I have a corefile if there's any chance post-mortem debugging could help, or I'm also happy to add any/all debug you might suggest to catch it again next time. (Unfortunately I rely on it so can't leave it broken for long!)

simonrob commented 6 months ago

Thanks for following up – yes, you might as well share the corefile just in case (though there's probably only a slim chance it'll be useful). I don't really have any suggestions about debugging you could add, and am still really puzzled as to what could be causing this, but will reopen the issue in case anyone else happens to encounter it.

One obvious solution is to hardcode the outlook.office365.com IP address, which I presume (other potential disadvantages aside) would stop this error occurring.

I would still like to stop this happening though, so I did a bit of searching – none of the leads were particularly useful, but there are a few suggestions:

The most useful thing would be to find a way to reliably replicate this, but perhaps one of these leads will get you there. Let's hope so!

jlevon commented 6 months ago

No unusual settings in gai.conf.

I've added much more debug to create_socket() - thanks. Will report back if and when it happens again. I'm a bit unclear on this code:

    def create_socket(self, socket_family=socket.AF_UNSPEC, socket_type=socket.SOCK_STREAM):
        # connect to whichever resolved IPv4 or IPv6 address is returned first by the system
        for a in socket.getaddrinfo(self.server_address[0], self.server_address[1], socket_family, socket.SOCK_STREAM):
            super().create_socket(a[0], socket.SOCK_STREAM)
            return

Why do you have a loop that will only ever iterate once here?

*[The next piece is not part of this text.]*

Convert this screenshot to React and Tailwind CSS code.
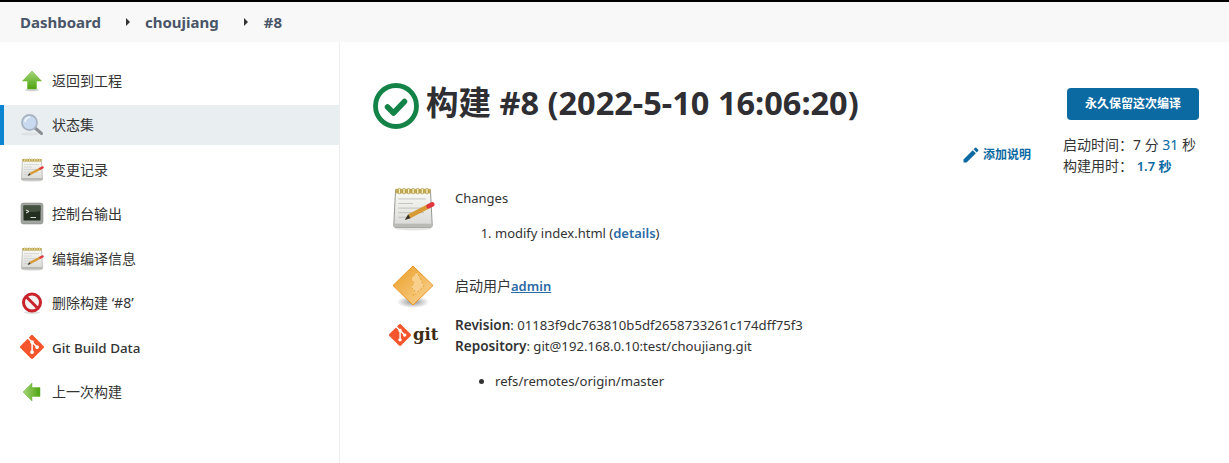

Is this trying to account for len(a) == 0 or something?

jlevon commented 6 months ago

BTW I have a theory here, this particular host has no ipv6 connectivity. I suspect that in some situations when taking down openconnect, it ends up re-ordering such that ipv6 are first in the GAI results. When ipv4 connectivity is restored they end up at the end, but we never get to those working addresses.

simonrob commented 6 months ago

I think you're on to something here – initially this was a feature submitted in #140 by an external contributor, but it happened in parallel to my own development, so I merged the two versions. But it looks like I didn't fully capture the intent of that loop.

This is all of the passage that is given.